Work to complete:
Copy the material that follows word for word and omit its pictures.

##########

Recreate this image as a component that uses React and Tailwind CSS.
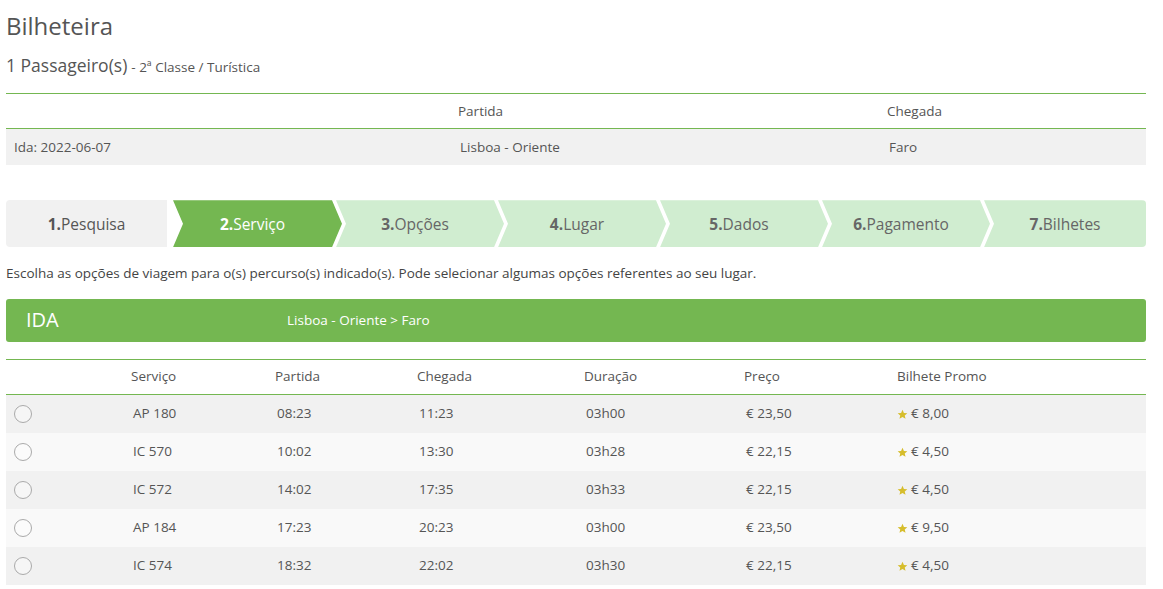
const steps = [
  { n: "1.", label: "Pesquisa", state: "done" },
  { n: "2.", label: "Serviço", state: "active" },
  { n: "3.", label: "Opções", state: "todo" },
  { n: "4.", label: "Lugar", state: "todo" },
  { n: "5.", label: "Dados", state: "todo" },
  { n: "6.", label: "Pagamento", state: "todo" },
  { n: "7.", label: "Bilhetes", state: "todo" },
];

const trips = [
  { svc: "AP 180", dep: "08:23", arr: "11:23", dur: "03h00", price: "€ 23,50", promo: "€ 8,00" },
  { svc: "IC 570", dep: "10:02", arr: "13:30", dur: "03h28", price: "€ 22,15", promo: "€ 4,50" },
  { svc: "IC 572", dep: "14:02", arr: "17:35", dur: "03h33", price: "€ 22,15", promo: "€ 4,50" },
  { svc: "AP 184", dep: "17:23", arr: "20:23", dur: "03h00", price: "€ 23,50", promo: "€ 9,50" },
  { svc: "IC 574", dep: "18:32", arr: "22:02", dur: "03h30", price: "€ 22,15", promo: "€ 4,50" },
];

// Chevron outline for each wizard step: notch on the left, point on the right.
function stepClip(i, last) {
  if (i === 0) return "none";
  const left = "10px 50%";
  if (last) return `polygon(0 0, 100% 0, 100% 100%, 0 100%, ${left})`;
  return `polygon(0 0, calc(100% - 10px) 0, 100% 50%, calc(100% - 10px) 100%, 0 100%, ${left})`;
}

function Steps() {
  return (
    <div className="flex h-[47px]">
      {steps.map((s, i) => {
        const last = i === steps.length - 1;
        const bg =
          s.state === "done"
            ? "bg-[#f1f1f1] text-[#555]"
            : s.state === "active"
            ? "bg-[#74b751] text-white"
            : "bg-[#d0edd0] text-[#666]";
        const size =
          i === 0
            ? "w-[161px] shrink-0 rounded-l-[4px]"
            : last
            ? "flex-1 -ml-[6px] rounded-r-[4px]"
            : i === 1
            ? "w-[169px] shrink-0 ml-[6px] pr-[10px]"
            : "w-[168px] shrink-0 -ml-[6px] pr-[10px]";
        return (
          <div
            key={s.n}
            className={`flex items-center justify-center text-[15.5px] pt-[1px] ${bg} ${size}`}
            style={{ clipPath: stepClip(i, last) }}
          >
            <span className="font-bold">{s.n}</span>
            <span>{s.label}</span>
          </div>
        );
      })}
    </div>
  );
}

function Star() {
  return (
    <svg width="11" height="11" viewBox="0 0 24 24" className="mr-[3px] mt-[2px]">
      <path
        d="M12 1.5l3.1 7 7.4.6-5.6 4.9 1.7 7.4L12 17.5l-6.6 3.9 1.7-7.4L1.5 9.1l7.4-.6z"
        fill="#d6bd2c"
      />
    </svg>
  );
}

const cols = "grid grid-cols-[117px_144px_142px_167px_160px_153px_1fr]";

export default function App() {
  return (
    <div
      className="w-[1163px] bg-white text-[#555] pl-[6px] pr-[17px]"
      style={{ fontFamily: "'Open Sans', 'Noto Sans', sans-serif" }}
    >
      <h1 className="text-[24px] leading-[28px] pt-[12px] text-[#555]">Bilheteira</h1>
      <div className="mt-[12px] flex items-baseline">
        <span className="text-[17.5px]">1 Passageiro(s)</span>
        <span className="text-[13.5px] ml-[4px]">- 2ª Classe / Turística</span>
      </div>

      <div className="mt-[15px] border-t border-[#74b751] text-[13.5px]">
        <div className="grid grid-cols-[444px_429px_1fr] h-[35px] items-center border-b border-[#74b751]">
          <div />
          <div className="pl-[8px]">Partida</div>
          <div className="pl-[8px]">Chegada</div>
        </div>
        <div className="grid grid-cols-[444px_429px_1fr] h-[36px] items-center bg-[#f1f1f1]">
          <div className="pl-[8px]">Ida: 2022-06-07</div>
          <div className="pl-[10px]">Lisboa - Oriente</div>
          <div className="pl-[10px]">Faro</div>
        </div>
      </div>

      <div className="mt-[35px]">
        <Steps />
      </div>

      <p className="mt-[16px] text-[13.5px] text-[#444]">
        Escolha as opções de viagem para o(s) percurso(s) indicado(s). Pode selecionar algumas opções referentes ao seu lugar.
      </p>

      <div className="mt-[15px] h-[43px] bg-[#74b751] rounded-[3px] flex items-center text-white">
        <span className="w-[281px] pl-[20px] text-[20px]">IDA</span>
        <span className="text-[13.5px] font-medium">Lisboa - Oriente &gt; Faro</span>
      </div>

      <div className="mt-[17px] border-t border-[#74b751] text-[13.5px]">
        <div className={`${cols} h-[35px] items-center border-b border-[#74b751]`}>
          <div />
          <div className="pl-[8px]">Serviço</div>
          <div className="pl-[8px]">Partida</div>
          <div className="pl-[8px]">Chegada</div>
          <div className="pl-[8px]">Duração</div>
          <div className="pl-[8px]">Preço</div>
          <div className="pl-[8px]">Bilhete Promo</div>
        </div>
        {trips.map((t, i) => (
          <div
            key={t.svc}
            className={`${cols} h-[38px] items-center ${i % 2 === 0 ? "bg-[#f1f1f1]" : "bg-[#f9f9f9]"}`}
          >
            <div className="pl-[8px]">
              <span className="block w-[18px] h-[18px] rounded-full border border-[#aaa] bg-white/40" />
            </div>
            <div className="pl-[10px]">{t.svc}</div>
            <div className="pl-[10px]">{t.dep}</div>
            <div className="pl-[10px]">{t.arr}</div>
            <div className="pl-[10px]">{t.dur}</div>
            <div className="pl-[10px]">{t.price}</div>
            <div className="pl-[8px] flex items-center">
              <Star />
              {t.promo}
            </div>
          </div>
        ))}
      </div>
    </div>
  );
}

##########

The solution:
Recreate this image as a component that uses React and Tailwind CSS.
const steps = [
  { n: "1.", label: "Pesquisa", state: "done" },
  { n: "2.", label: "Serviço", state: "active" },
  { n: "3.", label: "Opções", state: "todo" },
  { n: "4.", label: "Lugar", state: "todo" },
  { n: "5.", label: "Dados", state: "todo" },
  { n: "6.", label: "Pagamento", state: "todo" },
  { n: "7.", label: "Bilhetes", state: "todo" },
];

const trips = [
  { svc: "AP 180", dep: "08:23", arr: "11:23", dur: "03h00", price: "€ 23,50", promo: "€ 8,00" },
  { svc: "IC 570", dep: "10:02", arr: "13:30", dur: "03h28", price: "€ 22,15", promo: "€ 4,50" },
  { svc: "IC 572", dep: "14:02", arr: "17:35", dur: "03h33", price: "€ 22,15", promo: "€ 4,50" },
  { svc: "AP 184", dep: "17:23", arr: "20:23", dur: "03h00", price: "€ 23,50", promo: "€ 9,50" },
  { svc: "IC 574", dep: "18:32", arr: "22:02", dur: "03h30", price: "€ 22,15", promo: "€ 4,50" },
];

// Chevron outline for each wizard step: notch on the left, point on the right.
function stepClip(i, last) {
  if (i === 0) return "none";
  const left = "10px 50%";
  if (last) return `polygon(0 0, 100% 0, 100% 100%, 0 100%, ${left})`;
  return `polygon(0 0, calc(100% - 10px) 0, 100% 50%, calc(100% - 10px) 100%, 0 100%, ${left})`;
}

function Steps() {
  return (
    <div className="flex h-[47px]">
      {steps.map((s, i) => {
        const last = i === steps.length - 1;
        const bg =
          s.state === "done"
            ? "bg-[#f1f1f1] text-[#555]"
            : s.state === "active"
            ? "bg-[#74b751] text-white"
            : "bg-[#d0edd0] text-[#666]";
        const size =
          i === 0
            ? "w-[161px] shrink-0 rounded-l-[4px]"
            : last
            ? "flex-1 -ml-[6px] rounded-r-[4px]"
            : i === 1
            ? "w-[169px] shrink-0 ml-[6px] pr-[10px]"
            : "w-[168px] shrink-0 -ml-[6px] pr-[10px]";
        return (
          <div
            key={s.n}
            className={`flex items-center justify-center text-[15.5px] pt-[1px] ${bg} ${size}`}
            style={{ clipPath: stepClip(i, last) }}
          >
            <span className="font-bold">{s.n}</span>
            <span>{s.label}</span>
          </div>
        );
      })}
    </div>
  );
}

function Star() {
  return (
    <svg width="11" height="11" viewBox="0 0 24 24" className="mr-[3px] mt-[2px]">
      <path
        d="M12 1.5l3.1 7 7.4.6-5.6 4.9 1.7 7.4L12 17.5l-6.6 3.9 1.7-7.4L1.5 9.1l7.4-.6z"
        fill="#d6bd2c"
      />
    </svg>
  );
}

const cols = "grid grid-cols-[117px_144px_142px_167px_160px_153px_1fr]";

export default function App() {
  return (
    <div
      className="w-[1163px] bg-white text-[#555] pl-[6px] pr-[17px]"
      style={{ fontFamily: "'Open Sans', 'Noto Sans', sans-serif" }}
    >
      <h1 className="text-[24px] leading-[28px] pt-[12px] text-[#555]">Bilheteira</h1>
      <div className="mt-[12px] flex items-baseline">
        <span className="text-[17.5px]">1 Passageiro(s)</span>
        <span className="text-[13.5px] ml-[4px]">- 2ª Classe / Turística</span>
      </div>

      <div className="mt-[15px] border-t border-[#74b751] text-[13.5px]">
        <div className="grid grid-cols-[444px_429px_1fr] h-[35px] items-center border-b border-[#74b751]">
          <div />
          <div className="pl-[8px]">Partida</div>
          <div className="pl-[8px]">Chegada</div>
        </div>
        <div className="grid grid-cols-[444px_429px_1fr] h-[36px] items-center bg-[#f1f1f1]">
          <div className="pl-[8px]">Ida: 2022-06-07</div>
          <div className="pl-[10px]">Lisboa - Oriente</div>
          <div className="pl-[10px]">Faro</div>
        </div>
      </div>

      <div className="mt-[35px]">
        <Steps />
      </div>

      <p className="mt-[16px] text-[13.5px] text-[#444]">
        Escolha as opções de viagem para o(s) percurso(s) indicado(s). Pode selecionar algumas opções referentes ao seu lugar.
      </p>

      <div className="mt-[15px] h-[43px] bg-[#74b751] rounded-[3px] flex items-center text-white">
        <span className="w-[281px] pl-[20px] text-[20px]">IDA</span>
        <span className="text-[13.5px] font-medium">Lisboa - Oriente &gt; Faro</span>
      </div>

      <div className="mt-[17px] border-t border-[#74b751] text-[13.5px]">
        <div className={`${cols} h-[35px] items-center border-b border-[#74b751]`}>
          <div />
          <div className="pl-[8px]">Serviço</div>
          <div className="pl-[8px]">Partida</div>
          <div className="pl-[8px]">Chegada</div>
          <div className="pl-[8px]">Duração</div>
          <div className="pl-[8px]">Preço</div>
          <div className="pl-[8px]">Bilhete Promo</div>
        </div>
        {trips.map((t, i) => (
          <div
            key={t.svc}
            className={`${cols} h-[38px] items-center ${i % 2 === 0 ? "bg-[#f1f1f1]" : "bg-[#f9f9f9]"}`}
          >
            <div className="pl-[8px]">
              <span className="block w-[18px] h-[18px] rounded-full border border-[#aaa] bg-white/40" />
            </div>
            <div className="pl-[10px]">{t.svc}</div>
            <div className="pl-[10px]">{t.dep}</div>
            <div className="pl-[10px]">{t.arr}</div>
            <div className="pl-[10px]">{t.dur}</div>
            <div className="pl-[10px]">{t.price}</div>
            <div className="pl-[8px] flex items-center">
              <Star />
              {t.promo}
            </div>
          </div>
        ))}
      </div>
    </div>
  );
}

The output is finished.